Writing The Modern Mystery, by Billie A Williams

From private eye, police procedural, professional Amateur, John and Jane Q Public, Heists, Capers, Kidnapping, Romantic Suspense the genres and sub-genres are endless when it comes to what constitutes a mystery. Correction, a Modern Mystery. 

Let’s begin with a definition of mystery – it comes from the old Greek MYSTERION – to keep silence (MYEIN- to be closed as with eyes or lips sealed.) Keeping a secret is the idea behind it all. The modern mystery finds its roots in morality plays. The felonious assault against neighbors and crimes against entire populaces, though the crimes may remain the same the intensity, the horrificness of those crimes has increased. It seems the stakes are higher, the punishment harsher in the modern day mystery. 

Some modern mystery writers prefer their imagination to reality, creating their own criminal milieu. Whether or not they use modern technology to solve the crimes is their choice. They ring out, draw-out, and leverage their creative powers until they squeeze the last thrill out of the whodunit and give the reader a full measure of satisfaction. 

“It is characterized by its own rules and is judged by those rules.” According to Barbara Norville, in Writing the Modern Mystery. This book was published in 1986 but the information is as true as if it were written today. 

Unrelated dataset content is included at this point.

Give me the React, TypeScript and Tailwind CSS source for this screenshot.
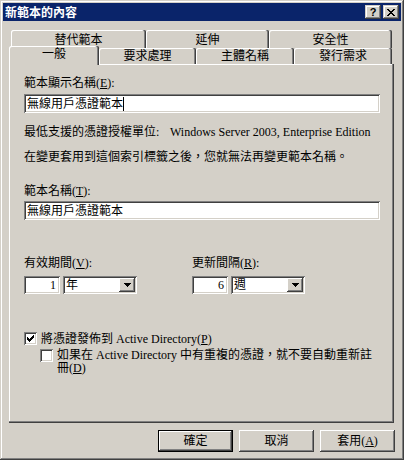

Supposedly there is no such thing as a simple linear plot in a mystery. A mystery thought when a writer begins s/he better have a plot outline in place so s/he does not run amuck. Painting him or her into the proverbial, unsolvable corner is not an option. Even though it may not appear that the mystery is as orderly as a plot outline on the page, it must be thoroughly thought through to keep you on target so that you reach your perceived goal at the end. 

There is no room for irrelevant material or loose ends. Absolutely no room to change course midstream, unless you want to see the reader toss your book in to the circular file and cross you off their “to be read” list. 

Characters, fully developed characters, are always consistent in their attitudes and actions. Usually who they are isn’t as important as what they do. Hero/heroines solve the problems or promises made at the beginning of the story. Antagonists disrupt, thwart and create chaos that tears a hole in the fabric of known society. Theme choice of the crime and authors attitude toward the crime are also key factors. 

The many subgenres help define what type of story the mystery reader can expect. Detective, romantic suspense or true crime. Characters and plot define, and genre rules, ultimately, illuminate the category or subgenre for the reader. Create a world you are comfortable with, people it with characters, a crime, a world you are contented with and want to write about—choose your subgenre, and write. 

Your sleuth can have any career you can think of. Billie A Williams has used a single mother waitress, hobby candle making; an antique store owner, a bed and Breakfast owner, a town chairwoman, book store owner, investigative reporter, teacher, archeology professor, peace corps worker, a homeless woman, CAN at a nursing home—all accidental sleuths who solve the crimes in their own style. The modern mystery has many options for the writer, depending on the crime and author experience or imagination as mentioned above. 

Many times in real life, crèmes, cold case crimes, as in Patricia Cornwell’s Jack-the-Ripper solved, or others unsolved, but begging all sleuths to render their version of whodunit, a solution –they become mystery novels. 

The modern mystery is not shackled by earlier conventions; locked rooms are passé, but could still be used with a twist and your unique take on it. Your imagination, your comfort zone and your skill are the only limitations you must obey. 

Write Like the Wind and Solve it your way.